Exercise task. Return precisely the span of lines from the top of the material below to the line containing "Minus, Square, X", both included. Pictures are excluded.

Dataset excerpt.
- - - - - - -

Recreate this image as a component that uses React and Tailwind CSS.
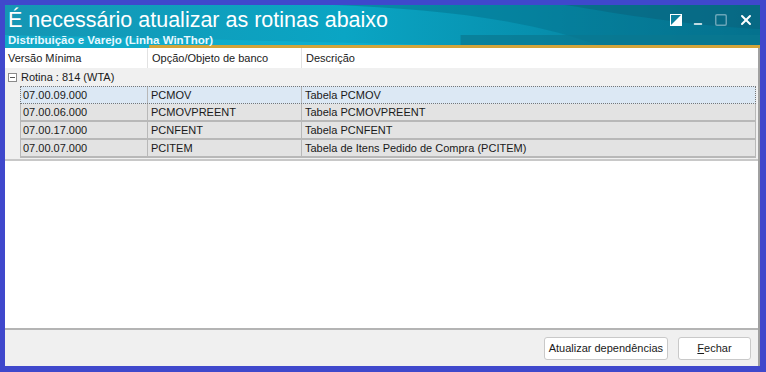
import { Minus, Square, X } from 'lucide-react'

const rows = [
  { versao: '07.00.09.000', opcao: 'PCMOV', descricao: 'Tabela PCMOV', selected: true },
  { versao: '07.00.06.000', opcao: 'PCMOVPREENT', descricao: 'Tabela PCMOVPREENT' },
  { versao: '07.00.17.000', opcao: 'PCNFENT', descricao: 'Tabela PCNFENT' },
  { versao: '07.00.07.000', opcao: 'PCITEM', descricao: 'Tabela de Itens Pedido de Compra (PCITEM)' },
]

function TitleBar() {
  return (
    <div className="relative h-[43px] overflow-hidden bg-[linear-gradient(90deg,#1596b4_0%,#0aa5c4_45%,#0790ae_70%,#066f8c_100%)]">
      <svg className="absolute inset-0 h-full w-full" viewBox="0 0 754 43" preserveAspectRatio="none">
        <path d="M0 43 L0 30 C200 34 420 40 560 43 Z" fill="#10b6d4" opacity="0.6" />
        <path d="M330 0 C420 4 520 12 600 43 L754 43 L754 0 Z" fill="#04748f" opacity="0.55" />
        <path d="M560 0 C620 10 680 20 754 24 L754 0 Z" fill="#0a5f7a" opacity="0.5" />
        <rect x="455" y="30" width="299" height="13" fill="#0a7790" opacity="0.7" />
        <rect x="144" y="40" width="610" height="3" fill="#d3a43a" />
      </svg>
      <div className="relative px-[3px] pt-[2px] text-white">
        <div className="text-[21.5px] leading-[26px]">É necessário atualizar as rotinas abaixo</div>
        <div className="mt-[1px] text-[11.5px] font-bold leading-[12px] text-[#e8f8ff]">Distribuição e Varejo (Linha WinThor)</div>
      </div>
      <div className="absolute right-[6px] top-[5px] flex items-center gap-[10px]">
        <svg width="12" height="12" viewBox="0 0 12 12">
          <rect x="0.5" y="0.5" width="11" height="11" fill="#0b7f9c" stroke="#fff" />
          <path d="M1 11 L11 1 L11 11 Z" fill="#fff" />
        </svg>
        <Minus className="mt-[8px] h-3 w-3 text-white" strokeWidth={3} />
        <Square className="h-3.5 w-3.5 text-[#6aa5b8]" strokeWidth={2.5} />
        <X className="h-4 w-4 text-white" strokeWidth={3} />
      </div>
    </div>
  )
}

export default function App() {
  return (
    <div className="h-[372px] w-[766px] bg-[#3f48cc] pl-[5px] pr-[6px] pt-[5px] pb-[6px] font-['Liberation_Sans',Arial,sans-serif]">
      <div className="flex h-full flex-col bg-white">
        <TitleBar />
        <div className="flex flex-1 flex-col border-r-2 border-[#a0a0a0] text-[11px] text-[#1a1a1a]">
          <div className="flex h-[20px] items-center bg-white">
            <div className="w-[143px] border-r border-[#e2e2e2] pl-[3px] leading-[20px]">Versão Mínima</div>
            <div className="w-[154px] border-r border-[#e2e2e2] pl-[4px] leading-[20px]">Opção/Objeto de banco</div>
            <div className="flex-1 pl-[4px] leading-[20px]">Descrição</div>
          </div>
          <div className="border-b-2 border-[#c8c8c8] bg-[#f0f0f0] pb-[1px]">
            <div className="flex h-[18px] items-center gap-[4px] pl-[3px]">
              <span className="flex h-[9px] w-[9px] items-center justify-center border border-[#8a8a8a] bg-white">
                <span className="h-px w-[5px] bg-[#555]" />
              </span>
              <span>Rotina : 814 (WTA)</span>
            </div>
            {rows.map((row) => (
              <div
                key={row.versao}
                className={`ml-[15px] mr-[2px] flex h-[18px] items-center ${
                  row.selected
                    ? 'border border-dotted border-[#777] bg-[#dce8f4]'
                    : 'border-b-2 border-x border-[#b8b8b8] bg-[#e3e3e3]'
                }`}
              >
                <div className="h-full w-[127px] border-r border-[#b8b8b8] pl-[2px] leading-[16px]">{row.versao}</div>
                <div className="h-full w-[154px] border-r border-[#b8b8b8] pl-[3px] leading-[16px]">{row.opcao}</div>
                <div className="h-full flex-1 pl-[3px] leading-[16px]">{row.descricao}</div>
              </div>
            ))}
          </div>
          <div className="flex-1 bg-white" />
          <div className="flex h-[38px] items-center justify-end gap-[10px] border-t-2 border-[#b4b4b4] bg-[#f0f0f0] pr-[7px]">
            <button
              type="button"
              className="h-[23px] rounded-[3px] border border-[#c9c9c9] bg-white px-[4px] text-[11px] text-[#1a1a1a]"
            >
              Atualizar dependências
            </button>
            <button
              type="button"
              className="h-[23px] w-[73px] rounded-[3px] border border-[#c9c9c9] bg-white text-[11px] text-[#1a1a1a]"
            >
              <span className="underline">F</span>echar
            </button>
          </div>
        </div>
      </div>
    </div>
  )
}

- - - - - - -

Reply to the task.
Recreate this image as a component that uses React and Tailwind CSS.
import { Minus, Square, X } from 'lucide-react'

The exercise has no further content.